Pick out each line containing the string "screenshot".

MATERIAL FOR THE TASK:
___

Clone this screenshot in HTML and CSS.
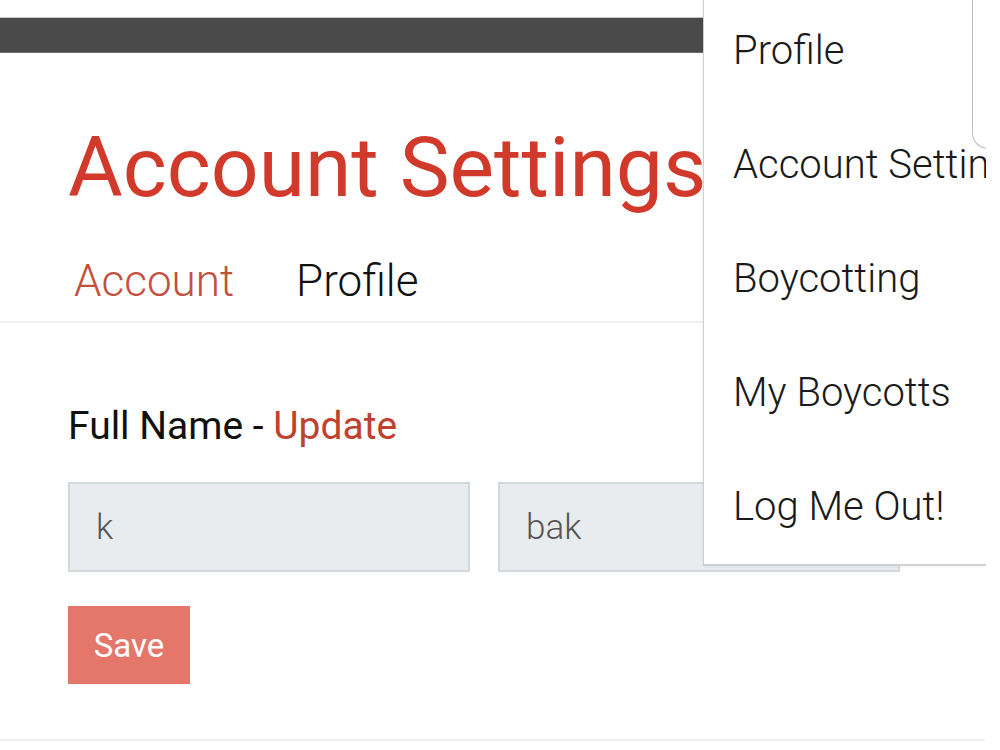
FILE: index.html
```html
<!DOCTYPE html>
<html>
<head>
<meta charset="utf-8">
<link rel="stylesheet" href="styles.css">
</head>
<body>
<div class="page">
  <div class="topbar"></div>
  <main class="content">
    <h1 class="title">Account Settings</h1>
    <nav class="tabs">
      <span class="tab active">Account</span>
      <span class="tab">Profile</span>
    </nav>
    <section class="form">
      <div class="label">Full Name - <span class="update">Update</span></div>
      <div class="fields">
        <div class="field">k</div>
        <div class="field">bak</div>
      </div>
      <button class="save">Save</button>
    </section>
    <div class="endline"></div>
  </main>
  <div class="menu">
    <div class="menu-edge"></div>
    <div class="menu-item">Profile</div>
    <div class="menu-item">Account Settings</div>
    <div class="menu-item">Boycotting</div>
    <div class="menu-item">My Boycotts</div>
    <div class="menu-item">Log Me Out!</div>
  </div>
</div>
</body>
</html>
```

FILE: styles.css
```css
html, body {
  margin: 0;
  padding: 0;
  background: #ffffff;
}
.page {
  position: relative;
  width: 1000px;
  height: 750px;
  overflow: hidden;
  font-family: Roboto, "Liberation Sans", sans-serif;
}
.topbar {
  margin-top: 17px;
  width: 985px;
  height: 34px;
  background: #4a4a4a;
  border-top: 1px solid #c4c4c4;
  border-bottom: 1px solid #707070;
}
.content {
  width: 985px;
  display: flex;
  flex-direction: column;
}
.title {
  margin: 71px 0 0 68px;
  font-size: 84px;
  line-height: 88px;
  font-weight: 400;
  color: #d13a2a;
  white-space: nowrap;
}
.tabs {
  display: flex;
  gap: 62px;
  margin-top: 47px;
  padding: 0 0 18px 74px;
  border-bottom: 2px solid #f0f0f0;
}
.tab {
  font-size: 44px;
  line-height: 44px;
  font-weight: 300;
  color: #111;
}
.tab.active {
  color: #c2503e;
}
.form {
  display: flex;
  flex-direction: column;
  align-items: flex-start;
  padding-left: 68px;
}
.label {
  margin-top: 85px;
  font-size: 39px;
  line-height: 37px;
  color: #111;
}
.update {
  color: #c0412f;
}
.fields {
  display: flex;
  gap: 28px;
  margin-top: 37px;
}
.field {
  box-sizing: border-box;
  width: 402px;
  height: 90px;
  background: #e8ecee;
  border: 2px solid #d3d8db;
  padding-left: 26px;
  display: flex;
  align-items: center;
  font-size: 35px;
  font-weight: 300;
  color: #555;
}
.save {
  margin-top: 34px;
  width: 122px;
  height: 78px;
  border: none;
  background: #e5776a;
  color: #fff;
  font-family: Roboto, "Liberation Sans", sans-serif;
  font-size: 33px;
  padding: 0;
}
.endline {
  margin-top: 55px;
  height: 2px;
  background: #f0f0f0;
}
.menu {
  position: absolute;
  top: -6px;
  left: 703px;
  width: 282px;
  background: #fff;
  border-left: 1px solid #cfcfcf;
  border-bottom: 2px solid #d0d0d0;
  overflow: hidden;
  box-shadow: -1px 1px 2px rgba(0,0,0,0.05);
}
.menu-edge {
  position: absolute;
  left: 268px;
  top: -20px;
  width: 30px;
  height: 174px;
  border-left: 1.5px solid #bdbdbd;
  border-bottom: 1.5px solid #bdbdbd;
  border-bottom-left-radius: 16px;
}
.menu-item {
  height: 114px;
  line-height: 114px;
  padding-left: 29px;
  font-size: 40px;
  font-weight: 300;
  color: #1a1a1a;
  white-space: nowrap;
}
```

___

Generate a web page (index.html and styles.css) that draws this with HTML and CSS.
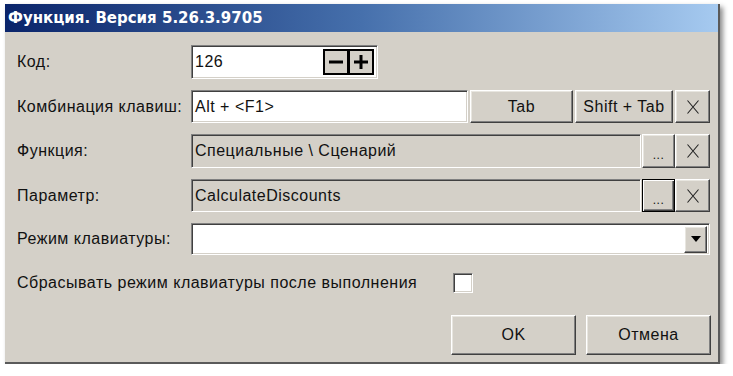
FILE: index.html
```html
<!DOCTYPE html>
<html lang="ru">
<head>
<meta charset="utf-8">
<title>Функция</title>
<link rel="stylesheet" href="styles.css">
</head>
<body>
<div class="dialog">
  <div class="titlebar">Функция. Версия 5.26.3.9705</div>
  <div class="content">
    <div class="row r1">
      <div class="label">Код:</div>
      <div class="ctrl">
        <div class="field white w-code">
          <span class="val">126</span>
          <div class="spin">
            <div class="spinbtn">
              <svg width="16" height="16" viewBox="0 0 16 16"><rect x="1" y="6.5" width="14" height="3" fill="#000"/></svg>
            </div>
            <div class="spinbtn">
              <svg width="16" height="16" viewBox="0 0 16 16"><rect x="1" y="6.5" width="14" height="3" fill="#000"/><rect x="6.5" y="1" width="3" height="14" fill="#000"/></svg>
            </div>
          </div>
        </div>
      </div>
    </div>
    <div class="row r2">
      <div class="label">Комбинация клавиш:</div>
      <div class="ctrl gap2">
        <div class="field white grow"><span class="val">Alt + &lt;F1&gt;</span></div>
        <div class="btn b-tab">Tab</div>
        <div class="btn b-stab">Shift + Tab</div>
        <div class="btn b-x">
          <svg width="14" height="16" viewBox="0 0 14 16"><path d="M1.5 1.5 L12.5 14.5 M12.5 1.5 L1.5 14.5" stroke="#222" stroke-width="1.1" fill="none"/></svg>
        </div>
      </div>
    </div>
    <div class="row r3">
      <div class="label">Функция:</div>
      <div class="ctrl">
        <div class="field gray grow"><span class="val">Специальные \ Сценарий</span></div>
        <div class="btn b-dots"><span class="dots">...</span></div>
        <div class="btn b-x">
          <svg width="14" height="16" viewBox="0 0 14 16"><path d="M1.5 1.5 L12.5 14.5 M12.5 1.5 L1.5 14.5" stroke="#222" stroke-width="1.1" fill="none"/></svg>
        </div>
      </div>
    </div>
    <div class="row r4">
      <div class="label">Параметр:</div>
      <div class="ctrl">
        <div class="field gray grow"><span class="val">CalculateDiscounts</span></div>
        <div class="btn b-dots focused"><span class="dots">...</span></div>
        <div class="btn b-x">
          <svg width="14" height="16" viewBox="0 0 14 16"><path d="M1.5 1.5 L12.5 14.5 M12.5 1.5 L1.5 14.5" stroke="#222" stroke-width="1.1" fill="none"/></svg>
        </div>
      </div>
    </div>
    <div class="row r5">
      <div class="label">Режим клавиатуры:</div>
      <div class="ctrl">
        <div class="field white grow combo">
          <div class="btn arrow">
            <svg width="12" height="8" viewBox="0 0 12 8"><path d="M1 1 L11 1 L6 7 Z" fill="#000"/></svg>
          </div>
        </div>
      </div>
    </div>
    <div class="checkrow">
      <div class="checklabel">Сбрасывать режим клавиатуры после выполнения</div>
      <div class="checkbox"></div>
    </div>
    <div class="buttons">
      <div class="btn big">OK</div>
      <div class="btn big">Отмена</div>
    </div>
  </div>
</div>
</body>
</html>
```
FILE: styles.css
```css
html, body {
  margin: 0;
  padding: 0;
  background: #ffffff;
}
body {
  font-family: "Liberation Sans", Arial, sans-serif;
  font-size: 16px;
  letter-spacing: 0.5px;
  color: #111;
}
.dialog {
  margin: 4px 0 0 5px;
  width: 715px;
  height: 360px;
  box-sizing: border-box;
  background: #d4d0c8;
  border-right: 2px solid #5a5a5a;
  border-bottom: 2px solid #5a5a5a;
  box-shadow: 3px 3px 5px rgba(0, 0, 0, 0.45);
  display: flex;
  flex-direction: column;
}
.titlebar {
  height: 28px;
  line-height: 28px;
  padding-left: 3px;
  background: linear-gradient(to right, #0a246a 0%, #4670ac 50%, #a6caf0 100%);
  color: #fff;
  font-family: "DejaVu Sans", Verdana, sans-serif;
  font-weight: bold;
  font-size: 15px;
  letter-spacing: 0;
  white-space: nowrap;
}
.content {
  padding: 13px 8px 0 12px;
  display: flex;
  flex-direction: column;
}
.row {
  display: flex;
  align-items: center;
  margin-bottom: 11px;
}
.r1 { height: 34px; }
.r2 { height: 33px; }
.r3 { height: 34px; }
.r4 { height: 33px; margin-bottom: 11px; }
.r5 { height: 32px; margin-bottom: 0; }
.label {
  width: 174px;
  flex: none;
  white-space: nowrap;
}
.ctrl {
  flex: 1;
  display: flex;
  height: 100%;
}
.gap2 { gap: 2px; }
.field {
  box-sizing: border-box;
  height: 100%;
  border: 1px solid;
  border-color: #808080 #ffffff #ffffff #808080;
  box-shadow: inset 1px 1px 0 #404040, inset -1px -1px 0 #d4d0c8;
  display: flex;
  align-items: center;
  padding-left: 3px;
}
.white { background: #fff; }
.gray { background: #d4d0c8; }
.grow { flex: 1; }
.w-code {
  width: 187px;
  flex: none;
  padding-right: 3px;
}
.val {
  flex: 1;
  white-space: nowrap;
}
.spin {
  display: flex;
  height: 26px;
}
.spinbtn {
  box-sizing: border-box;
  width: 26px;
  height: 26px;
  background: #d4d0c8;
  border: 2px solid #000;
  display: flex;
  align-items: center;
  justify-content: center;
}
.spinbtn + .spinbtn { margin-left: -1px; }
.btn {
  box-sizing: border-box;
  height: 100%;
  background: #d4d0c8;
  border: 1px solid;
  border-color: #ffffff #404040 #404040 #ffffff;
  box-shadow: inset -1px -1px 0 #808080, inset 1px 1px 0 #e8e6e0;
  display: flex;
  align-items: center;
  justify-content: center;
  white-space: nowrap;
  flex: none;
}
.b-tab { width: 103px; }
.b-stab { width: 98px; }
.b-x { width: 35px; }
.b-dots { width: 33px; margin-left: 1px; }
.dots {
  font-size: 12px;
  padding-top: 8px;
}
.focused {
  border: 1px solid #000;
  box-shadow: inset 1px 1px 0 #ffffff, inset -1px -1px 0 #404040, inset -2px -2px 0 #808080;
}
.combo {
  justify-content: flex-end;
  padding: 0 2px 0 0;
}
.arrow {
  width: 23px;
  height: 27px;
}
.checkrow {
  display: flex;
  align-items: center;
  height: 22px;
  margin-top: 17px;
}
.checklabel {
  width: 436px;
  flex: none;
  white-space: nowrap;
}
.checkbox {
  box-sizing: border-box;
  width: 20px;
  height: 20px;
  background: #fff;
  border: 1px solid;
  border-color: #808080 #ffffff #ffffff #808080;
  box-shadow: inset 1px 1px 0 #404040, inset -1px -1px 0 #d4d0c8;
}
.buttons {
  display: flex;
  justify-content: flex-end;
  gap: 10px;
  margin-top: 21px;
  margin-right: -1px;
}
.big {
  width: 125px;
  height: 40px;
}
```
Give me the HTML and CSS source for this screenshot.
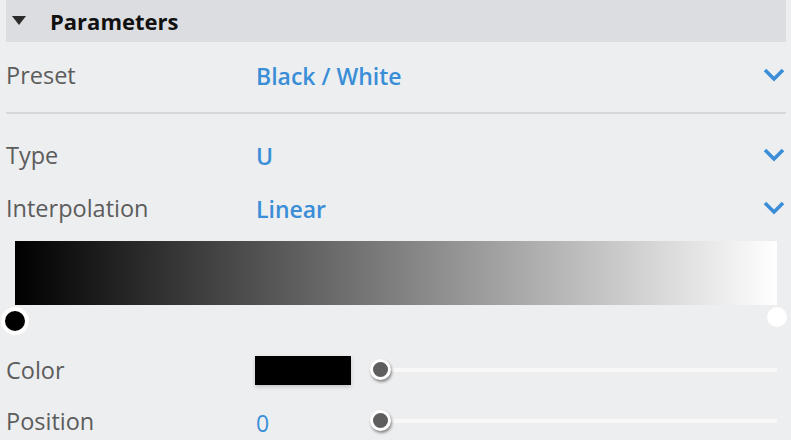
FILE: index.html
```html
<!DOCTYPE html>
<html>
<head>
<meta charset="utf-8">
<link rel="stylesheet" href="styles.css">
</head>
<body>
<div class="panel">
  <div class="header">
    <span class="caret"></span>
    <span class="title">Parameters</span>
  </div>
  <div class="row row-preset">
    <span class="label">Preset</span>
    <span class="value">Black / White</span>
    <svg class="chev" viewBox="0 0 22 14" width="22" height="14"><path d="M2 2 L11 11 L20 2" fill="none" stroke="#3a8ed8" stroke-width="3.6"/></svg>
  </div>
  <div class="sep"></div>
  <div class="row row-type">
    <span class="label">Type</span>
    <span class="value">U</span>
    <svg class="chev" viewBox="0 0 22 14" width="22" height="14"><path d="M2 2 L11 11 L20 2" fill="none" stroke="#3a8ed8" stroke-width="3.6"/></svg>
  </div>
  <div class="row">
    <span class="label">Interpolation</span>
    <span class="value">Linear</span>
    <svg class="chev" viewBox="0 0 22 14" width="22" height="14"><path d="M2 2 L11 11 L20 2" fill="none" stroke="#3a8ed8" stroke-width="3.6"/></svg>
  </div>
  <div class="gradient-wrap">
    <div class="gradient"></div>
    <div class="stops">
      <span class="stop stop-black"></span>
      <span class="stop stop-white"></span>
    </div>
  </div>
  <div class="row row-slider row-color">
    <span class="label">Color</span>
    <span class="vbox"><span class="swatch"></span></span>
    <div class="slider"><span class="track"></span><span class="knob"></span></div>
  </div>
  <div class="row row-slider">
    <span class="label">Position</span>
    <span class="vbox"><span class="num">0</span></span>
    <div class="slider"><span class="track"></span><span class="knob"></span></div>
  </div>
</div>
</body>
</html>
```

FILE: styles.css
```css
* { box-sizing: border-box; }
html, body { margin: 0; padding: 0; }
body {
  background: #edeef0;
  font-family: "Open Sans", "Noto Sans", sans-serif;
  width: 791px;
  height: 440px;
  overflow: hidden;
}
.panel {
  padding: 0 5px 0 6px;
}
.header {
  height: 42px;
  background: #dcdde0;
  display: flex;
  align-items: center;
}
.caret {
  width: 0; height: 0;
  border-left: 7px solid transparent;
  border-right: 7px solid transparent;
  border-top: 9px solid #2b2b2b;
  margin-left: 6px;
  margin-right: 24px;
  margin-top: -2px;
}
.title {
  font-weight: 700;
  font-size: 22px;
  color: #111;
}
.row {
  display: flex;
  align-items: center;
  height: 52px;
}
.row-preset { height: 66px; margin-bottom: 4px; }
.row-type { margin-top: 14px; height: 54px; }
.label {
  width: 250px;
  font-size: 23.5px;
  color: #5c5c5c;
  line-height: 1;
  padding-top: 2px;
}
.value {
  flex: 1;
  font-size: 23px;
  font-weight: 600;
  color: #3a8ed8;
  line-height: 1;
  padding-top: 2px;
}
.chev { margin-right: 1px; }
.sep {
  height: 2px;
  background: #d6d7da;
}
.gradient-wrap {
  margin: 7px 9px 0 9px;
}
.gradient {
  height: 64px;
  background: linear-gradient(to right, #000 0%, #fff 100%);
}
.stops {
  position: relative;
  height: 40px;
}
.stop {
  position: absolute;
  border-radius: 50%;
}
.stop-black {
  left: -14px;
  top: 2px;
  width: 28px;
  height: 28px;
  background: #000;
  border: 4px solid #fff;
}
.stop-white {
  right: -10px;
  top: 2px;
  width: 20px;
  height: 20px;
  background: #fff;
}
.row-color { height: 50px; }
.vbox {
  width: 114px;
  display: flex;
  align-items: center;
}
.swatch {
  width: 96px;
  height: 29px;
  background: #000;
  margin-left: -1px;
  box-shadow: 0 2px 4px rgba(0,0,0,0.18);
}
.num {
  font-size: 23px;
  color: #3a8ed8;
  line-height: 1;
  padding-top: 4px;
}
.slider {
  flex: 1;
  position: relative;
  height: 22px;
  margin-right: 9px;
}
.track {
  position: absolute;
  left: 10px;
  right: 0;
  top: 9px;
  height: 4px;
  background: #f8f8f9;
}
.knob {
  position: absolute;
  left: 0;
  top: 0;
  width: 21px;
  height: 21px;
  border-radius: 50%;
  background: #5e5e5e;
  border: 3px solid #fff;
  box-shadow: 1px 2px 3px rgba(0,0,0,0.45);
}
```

___

FULL ANSWER:
Clone this screenshot in HTML and CSS.
Give me the HTML and CSS source for this screenshot.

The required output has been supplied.